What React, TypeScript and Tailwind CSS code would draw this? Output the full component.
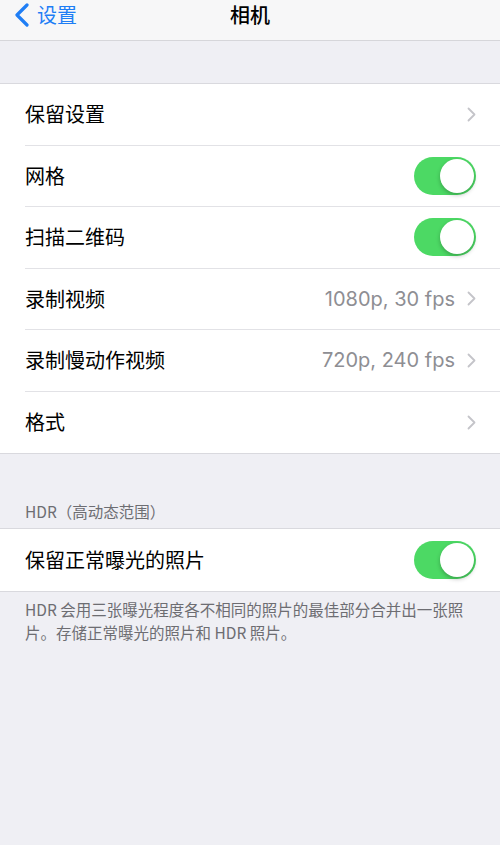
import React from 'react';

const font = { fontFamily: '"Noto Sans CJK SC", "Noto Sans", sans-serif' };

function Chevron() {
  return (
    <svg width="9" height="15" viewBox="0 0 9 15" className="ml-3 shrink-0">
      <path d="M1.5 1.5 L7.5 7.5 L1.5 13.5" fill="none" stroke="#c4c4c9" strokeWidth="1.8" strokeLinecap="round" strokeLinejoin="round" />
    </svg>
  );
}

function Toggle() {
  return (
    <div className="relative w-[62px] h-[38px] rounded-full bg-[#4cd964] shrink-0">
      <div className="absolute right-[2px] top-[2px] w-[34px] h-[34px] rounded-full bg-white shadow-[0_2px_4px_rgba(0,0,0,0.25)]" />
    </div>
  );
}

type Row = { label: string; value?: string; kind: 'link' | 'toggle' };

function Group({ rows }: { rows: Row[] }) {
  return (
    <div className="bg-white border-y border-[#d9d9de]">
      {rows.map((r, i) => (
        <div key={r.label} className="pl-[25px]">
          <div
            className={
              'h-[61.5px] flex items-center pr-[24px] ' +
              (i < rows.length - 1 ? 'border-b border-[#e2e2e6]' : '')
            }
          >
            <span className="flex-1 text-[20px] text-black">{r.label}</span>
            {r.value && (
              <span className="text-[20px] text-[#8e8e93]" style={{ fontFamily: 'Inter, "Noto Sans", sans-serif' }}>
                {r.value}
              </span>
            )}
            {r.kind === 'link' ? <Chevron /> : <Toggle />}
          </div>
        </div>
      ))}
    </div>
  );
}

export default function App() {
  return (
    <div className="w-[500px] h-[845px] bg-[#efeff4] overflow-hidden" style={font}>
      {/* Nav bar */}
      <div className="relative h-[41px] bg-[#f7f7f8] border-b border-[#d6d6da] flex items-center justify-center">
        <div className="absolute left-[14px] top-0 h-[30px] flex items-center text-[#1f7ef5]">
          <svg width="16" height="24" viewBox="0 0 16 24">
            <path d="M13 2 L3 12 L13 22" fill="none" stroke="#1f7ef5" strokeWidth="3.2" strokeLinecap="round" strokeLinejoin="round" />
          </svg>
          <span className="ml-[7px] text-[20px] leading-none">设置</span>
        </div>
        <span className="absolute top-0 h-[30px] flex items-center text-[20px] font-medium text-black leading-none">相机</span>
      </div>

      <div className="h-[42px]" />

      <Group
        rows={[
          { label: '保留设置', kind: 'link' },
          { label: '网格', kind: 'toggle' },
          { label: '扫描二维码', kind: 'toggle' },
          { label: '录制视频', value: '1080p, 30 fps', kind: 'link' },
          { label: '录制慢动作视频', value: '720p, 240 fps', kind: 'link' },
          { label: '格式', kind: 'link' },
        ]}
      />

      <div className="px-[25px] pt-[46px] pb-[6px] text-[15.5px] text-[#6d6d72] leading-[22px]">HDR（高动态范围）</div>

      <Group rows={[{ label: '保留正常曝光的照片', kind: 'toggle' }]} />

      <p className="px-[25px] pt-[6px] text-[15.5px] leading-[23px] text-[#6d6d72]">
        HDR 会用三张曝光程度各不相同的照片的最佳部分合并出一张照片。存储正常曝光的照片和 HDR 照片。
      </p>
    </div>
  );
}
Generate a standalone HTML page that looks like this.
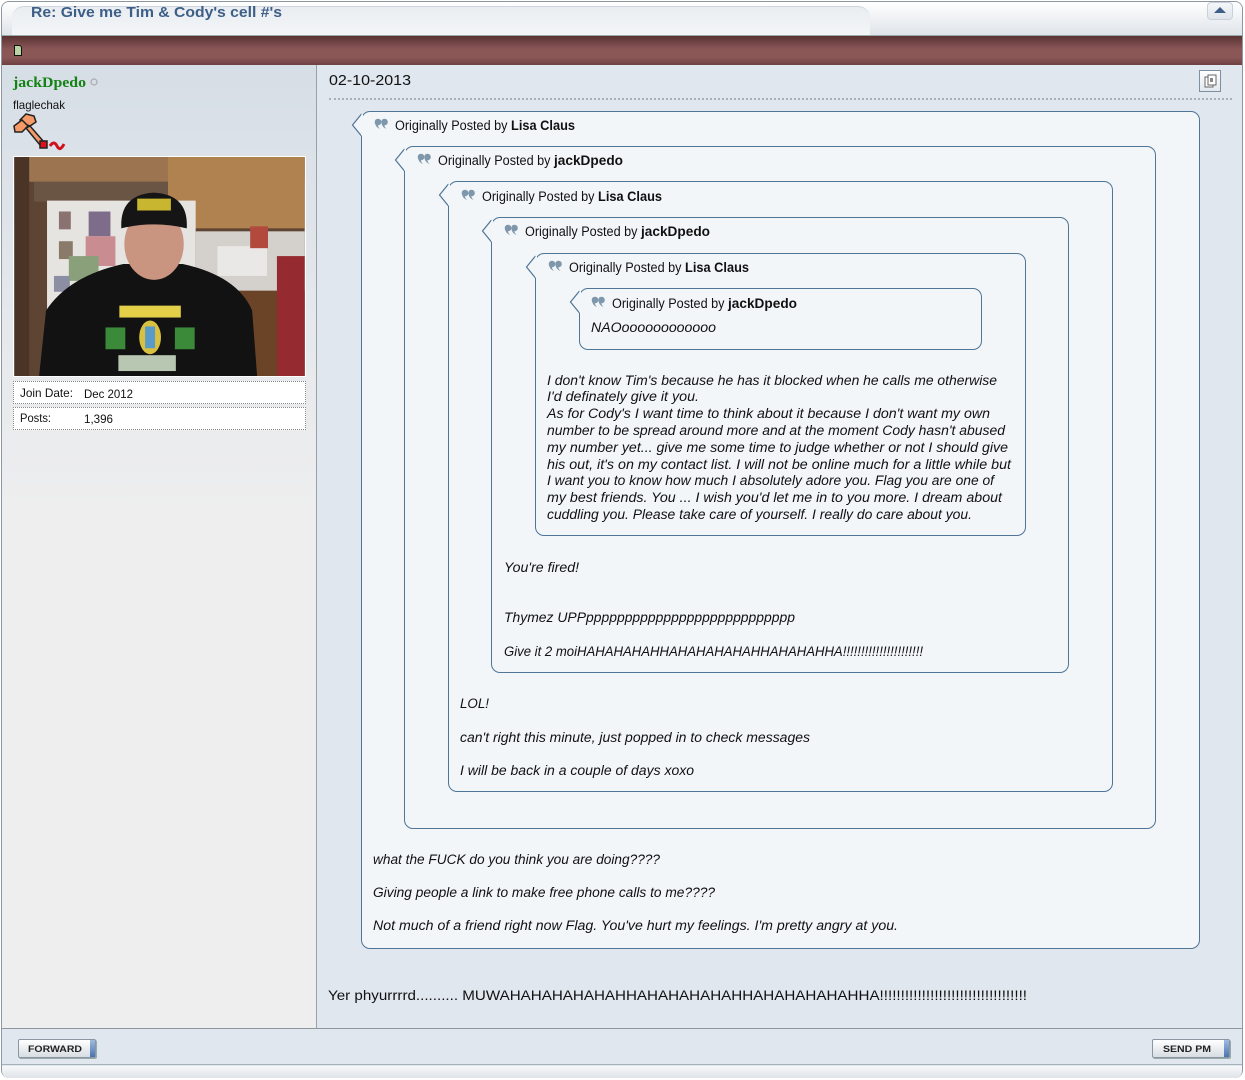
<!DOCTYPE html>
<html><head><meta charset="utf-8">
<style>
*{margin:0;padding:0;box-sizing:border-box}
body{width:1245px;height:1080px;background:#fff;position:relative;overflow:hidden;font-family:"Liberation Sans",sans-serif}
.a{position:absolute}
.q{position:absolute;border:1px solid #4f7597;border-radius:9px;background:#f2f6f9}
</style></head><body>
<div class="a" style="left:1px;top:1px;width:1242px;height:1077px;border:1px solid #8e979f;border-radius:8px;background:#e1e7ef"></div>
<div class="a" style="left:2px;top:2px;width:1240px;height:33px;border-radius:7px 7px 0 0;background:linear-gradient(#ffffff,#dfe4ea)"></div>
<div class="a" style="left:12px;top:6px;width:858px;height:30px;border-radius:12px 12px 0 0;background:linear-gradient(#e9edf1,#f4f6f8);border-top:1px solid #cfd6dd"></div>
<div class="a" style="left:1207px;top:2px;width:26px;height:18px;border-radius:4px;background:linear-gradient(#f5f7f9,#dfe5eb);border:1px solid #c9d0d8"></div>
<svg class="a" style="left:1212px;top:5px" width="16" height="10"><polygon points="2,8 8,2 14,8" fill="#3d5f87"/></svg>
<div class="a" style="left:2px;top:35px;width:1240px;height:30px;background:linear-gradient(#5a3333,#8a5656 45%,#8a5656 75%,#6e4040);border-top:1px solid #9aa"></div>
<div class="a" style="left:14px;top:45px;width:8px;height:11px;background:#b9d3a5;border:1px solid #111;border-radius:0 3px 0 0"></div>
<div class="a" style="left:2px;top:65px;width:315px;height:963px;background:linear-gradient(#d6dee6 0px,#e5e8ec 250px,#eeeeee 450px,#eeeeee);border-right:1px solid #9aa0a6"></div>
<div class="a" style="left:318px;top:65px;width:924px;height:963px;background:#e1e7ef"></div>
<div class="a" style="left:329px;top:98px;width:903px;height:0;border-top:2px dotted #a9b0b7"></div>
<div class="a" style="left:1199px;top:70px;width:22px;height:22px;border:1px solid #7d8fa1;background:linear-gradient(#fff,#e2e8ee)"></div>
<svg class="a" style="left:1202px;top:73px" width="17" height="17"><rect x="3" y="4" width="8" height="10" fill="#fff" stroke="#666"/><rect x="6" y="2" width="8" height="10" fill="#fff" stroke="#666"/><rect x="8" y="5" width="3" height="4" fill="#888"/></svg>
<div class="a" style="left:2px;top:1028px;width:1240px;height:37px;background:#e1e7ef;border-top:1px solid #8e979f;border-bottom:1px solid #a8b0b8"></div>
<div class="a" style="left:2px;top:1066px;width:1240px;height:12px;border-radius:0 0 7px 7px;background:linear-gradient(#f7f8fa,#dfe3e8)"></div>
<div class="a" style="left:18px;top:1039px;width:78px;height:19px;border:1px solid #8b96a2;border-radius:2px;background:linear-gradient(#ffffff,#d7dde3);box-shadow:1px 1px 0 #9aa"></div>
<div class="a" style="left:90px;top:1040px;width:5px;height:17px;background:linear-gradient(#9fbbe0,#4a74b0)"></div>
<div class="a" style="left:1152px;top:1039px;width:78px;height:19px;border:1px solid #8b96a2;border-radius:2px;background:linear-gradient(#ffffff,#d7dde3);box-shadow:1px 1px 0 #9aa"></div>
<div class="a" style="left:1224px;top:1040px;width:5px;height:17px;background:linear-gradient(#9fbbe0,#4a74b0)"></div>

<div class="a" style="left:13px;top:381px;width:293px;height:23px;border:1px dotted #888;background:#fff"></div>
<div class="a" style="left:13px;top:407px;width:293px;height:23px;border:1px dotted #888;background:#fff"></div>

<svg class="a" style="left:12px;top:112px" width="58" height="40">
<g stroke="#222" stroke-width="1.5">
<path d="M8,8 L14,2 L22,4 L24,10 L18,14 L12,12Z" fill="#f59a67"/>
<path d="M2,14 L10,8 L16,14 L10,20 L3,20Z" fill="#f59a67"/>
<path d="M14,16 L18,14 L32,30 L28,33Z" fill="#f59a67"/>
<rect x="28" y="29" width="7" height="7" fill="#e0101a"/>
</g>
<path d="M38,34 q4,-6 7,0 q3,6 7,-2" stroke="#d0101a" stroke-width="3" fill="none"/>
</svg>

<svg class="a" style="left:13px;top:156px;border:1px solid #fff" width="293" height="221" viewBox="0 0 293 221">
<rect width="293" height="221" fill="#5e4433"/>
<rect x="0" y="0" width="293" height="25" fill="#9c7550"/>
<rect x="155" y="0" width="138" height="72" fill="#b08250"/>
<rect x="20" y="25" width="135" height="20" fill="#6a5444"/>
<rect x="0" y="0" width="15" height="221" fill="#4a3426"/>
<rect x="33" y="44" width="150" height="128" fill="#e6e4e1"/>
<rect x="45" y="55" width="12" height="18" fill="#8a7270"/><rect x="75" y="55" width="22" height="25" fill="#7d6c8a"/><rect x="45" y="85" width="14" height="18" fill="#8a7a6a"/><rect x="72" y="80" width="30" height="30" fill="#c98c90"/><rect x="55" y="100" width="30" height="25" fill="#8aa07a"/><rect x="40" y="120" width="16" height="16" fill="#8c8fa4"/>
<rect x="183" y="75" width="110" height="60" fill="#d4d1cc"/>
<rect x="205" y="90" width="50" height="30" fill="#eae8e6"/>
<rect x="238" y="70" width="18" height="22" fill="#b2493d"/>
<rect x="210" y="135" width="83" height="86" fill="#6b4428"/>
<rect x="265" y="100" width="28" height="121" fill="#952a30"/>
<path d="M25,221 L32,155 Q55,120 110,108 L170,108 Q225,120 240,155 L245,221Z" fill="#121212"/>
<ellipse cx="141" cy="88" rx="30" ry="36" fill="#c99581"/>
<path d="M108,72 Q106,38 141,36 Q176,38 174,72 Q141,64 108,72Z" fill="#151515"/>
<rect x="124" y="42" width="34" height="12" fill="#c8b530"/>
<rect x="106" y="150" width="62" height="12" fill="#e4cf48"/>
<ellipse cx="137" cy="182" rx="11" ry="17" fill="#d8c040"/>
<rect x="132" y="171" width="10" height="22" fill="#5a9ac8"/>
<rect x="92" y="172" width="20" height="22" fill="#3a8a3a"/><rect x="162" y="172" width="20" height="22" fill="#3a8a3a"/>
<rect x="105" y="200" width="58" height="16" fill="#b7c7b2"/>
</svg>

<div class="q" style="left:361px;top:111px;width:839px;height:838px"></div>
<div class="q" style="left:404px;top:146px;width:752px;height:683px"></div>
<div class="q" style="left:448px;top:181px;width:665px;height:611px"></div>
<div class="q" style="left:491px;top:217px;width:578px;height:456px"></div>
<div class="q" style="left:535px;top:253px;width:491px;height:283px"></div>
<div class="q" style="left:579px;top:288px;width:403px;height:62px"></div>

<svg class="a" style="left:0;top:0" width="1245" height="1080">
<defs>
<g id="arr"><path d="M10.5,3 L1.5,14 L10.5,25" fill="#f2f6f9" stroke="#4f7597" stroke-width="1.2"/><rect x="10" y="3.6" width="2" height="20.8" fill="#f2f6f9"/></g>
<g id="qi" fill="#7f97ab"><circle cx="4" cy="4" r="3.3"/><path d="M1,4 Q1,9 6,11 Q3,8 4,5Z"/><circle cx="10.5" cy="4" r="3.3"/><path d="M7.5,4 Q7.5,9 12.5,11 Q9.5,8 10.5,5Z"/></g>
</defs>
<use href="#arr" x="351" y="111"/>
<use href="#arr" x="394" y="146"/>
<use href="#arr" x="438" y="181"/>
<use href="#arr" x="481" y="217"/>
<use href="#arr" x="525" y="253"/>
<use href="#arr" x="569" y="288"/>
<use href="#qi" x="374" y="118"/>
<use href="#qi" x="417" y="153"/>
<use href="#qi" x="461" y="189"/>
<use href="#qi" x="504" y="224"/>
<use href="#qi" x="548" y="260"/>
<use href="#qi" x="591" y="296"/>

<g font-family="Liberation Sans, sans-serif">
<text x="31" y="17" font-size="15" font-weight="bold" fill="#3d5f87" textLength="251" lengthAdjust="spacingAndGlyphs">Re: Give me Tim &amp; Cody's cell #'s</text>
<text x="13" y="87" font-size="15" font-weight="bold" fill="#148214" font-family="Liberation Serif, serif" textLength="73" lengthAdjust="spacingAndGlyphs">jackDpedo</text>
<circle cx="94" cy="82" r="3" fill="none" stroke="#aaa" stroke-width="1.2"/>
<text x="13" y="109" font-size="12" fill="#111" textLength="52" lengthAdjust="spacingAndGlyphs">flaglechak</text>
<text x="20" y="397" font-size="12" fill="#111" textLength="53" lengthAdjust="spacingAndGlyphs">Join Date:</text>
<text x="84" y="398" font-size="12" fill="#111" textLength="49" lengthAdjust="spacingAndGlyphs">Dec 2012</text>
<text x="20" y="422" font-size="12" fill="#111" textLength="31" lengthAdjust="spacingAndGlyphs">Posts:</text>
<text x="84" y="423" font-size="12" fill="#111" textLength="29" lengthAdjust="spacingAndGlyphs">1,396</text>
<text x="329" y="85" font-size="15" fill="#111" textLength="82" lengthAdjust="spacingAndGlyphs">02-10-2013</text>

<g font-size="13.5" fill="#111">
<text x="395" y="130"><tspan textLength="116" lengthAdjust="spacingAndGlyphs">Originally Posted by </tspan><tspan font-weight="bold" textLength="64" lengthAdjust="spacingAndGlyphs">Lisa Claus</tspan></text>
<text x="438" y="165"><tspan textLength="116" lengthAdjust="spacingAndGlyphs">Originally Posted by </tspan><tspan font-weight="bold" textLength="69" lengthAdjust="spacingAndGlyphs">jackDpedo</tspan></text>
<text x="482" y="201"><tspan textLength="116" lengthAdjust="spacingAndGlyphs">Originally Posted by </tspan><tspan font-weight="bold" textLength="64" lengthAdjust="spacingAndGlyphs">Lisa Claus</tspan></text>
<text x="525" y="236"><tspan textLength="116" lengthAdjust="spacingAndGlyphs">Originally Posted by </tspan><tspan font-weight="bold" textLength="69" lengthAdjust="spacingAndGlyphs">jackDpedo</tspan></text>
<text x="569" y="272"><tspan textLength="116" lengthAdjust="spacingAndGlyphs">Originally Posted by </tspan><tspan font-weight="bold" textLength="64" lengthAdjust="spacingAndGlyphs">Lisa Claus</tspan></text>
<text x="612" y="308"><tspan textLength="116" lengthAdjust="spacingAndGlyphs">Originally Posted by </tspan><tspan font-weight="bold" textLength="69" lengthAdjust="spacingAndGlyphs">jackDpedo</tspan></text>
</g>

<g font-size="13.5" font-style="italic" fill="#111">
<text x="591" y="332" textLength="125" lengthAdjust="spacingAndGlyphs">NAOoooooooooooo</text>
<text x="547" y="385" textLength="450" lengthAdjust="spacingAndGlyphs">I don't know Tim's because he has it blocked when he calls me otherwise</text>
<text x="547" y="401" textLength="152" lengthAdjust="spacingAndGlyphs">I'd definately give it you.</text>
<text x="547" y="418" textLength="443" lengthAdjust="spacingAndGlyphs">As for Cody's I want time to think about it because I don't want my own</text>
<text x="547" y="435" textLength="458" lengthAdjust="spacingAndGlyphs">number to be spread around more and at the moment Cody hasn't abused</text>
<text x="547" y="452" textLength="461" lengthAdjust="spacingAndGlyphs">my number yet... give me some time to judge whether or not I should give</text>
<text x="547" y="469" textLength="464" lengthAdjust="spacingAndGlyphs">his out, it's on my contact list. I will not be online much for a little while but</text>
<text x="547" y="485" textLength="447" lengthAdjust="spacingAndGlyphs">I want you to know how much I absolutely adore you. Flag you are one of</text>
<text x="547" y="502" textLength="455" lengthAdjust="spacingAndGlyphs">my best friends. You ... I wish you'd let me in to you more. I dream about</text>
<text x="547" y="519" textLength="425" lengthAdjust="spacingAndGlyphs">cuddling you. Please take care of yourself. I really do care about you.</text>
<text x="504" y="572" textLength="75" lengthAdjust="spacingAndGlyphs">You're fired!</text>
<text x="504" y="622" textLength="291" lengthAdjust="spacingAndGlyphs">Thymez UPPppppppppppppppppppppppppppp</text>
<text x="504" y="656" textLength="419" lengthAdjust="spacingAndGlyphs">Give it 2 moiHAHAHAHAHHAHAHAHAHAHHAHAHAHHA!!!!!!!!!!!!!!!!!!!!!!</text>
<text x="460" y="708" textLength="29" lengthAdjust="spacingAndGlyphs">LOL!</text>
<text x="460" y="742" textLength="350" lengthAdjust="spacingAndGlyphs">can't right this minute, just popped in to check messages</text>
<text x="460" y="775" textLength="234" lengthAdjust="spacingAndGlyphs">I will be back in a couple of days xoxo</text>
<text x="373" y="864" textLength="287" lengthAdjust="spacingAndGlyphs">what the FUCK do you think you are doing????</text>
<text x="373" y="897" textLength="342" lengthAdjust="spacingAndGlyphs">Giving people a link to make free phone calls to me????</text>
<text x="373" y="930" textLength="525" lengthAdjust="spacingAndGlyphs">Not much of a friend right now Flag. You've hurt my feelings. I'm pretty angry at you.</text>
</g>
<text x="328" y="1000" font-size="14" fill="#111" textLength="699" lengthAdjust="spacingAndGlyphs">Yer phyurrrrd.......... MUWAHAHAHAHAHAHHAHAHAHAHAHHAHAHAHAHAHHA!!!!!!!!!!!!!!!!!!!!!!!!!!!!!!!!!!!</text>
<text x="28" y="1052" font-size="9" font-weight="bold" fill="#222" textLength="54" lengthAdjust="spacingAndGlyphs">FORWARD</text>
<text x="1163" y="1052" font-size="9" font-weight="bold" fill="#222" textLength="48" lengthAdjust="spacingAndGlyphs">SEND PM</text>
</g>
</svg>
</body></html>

YOUR INSTRUCTIONS -
Exactly and only the lines from the top of the records down to the line containing "string; value?: string;" should be transcribed, please, without the pictures.

ANSWER BELOW -
What React, TypeScript and Tailwind CSS code would draw this? Output the full component.
import React from 'react';

const font = { fontFamily: '"Noto Sans CJK SC", "Noto Sans", sans-serif' };

function Chevron() {
  return (
    <svg width="9" height="15" viewBox="0 0 9 15" className="ml-3 shrink-0">
      <path d="M1.5 1.5 L7.5 7.5 L1.5 13.5" fill="none" stroke="#c4c4c9" strokeWidth="1.8" strokeLinecap="round" strokeLinejoin="round" />
    </svg>
  );
}

function Toggle() {
  return (
    <div className="relative w-[62px] h-[38px] rounded-full bg-[#4cd964] shrink-0">
      <div className="absolute right-[2px] top-[2px] w-[34px] h-[34px] rounded-full bg-white shadow-[0_2px_4px_rgba(0,0,0,0.25)]" />
    </div>
  );
}

type Row = { label: string; value?: string; kind: 'link' | 'toggle' };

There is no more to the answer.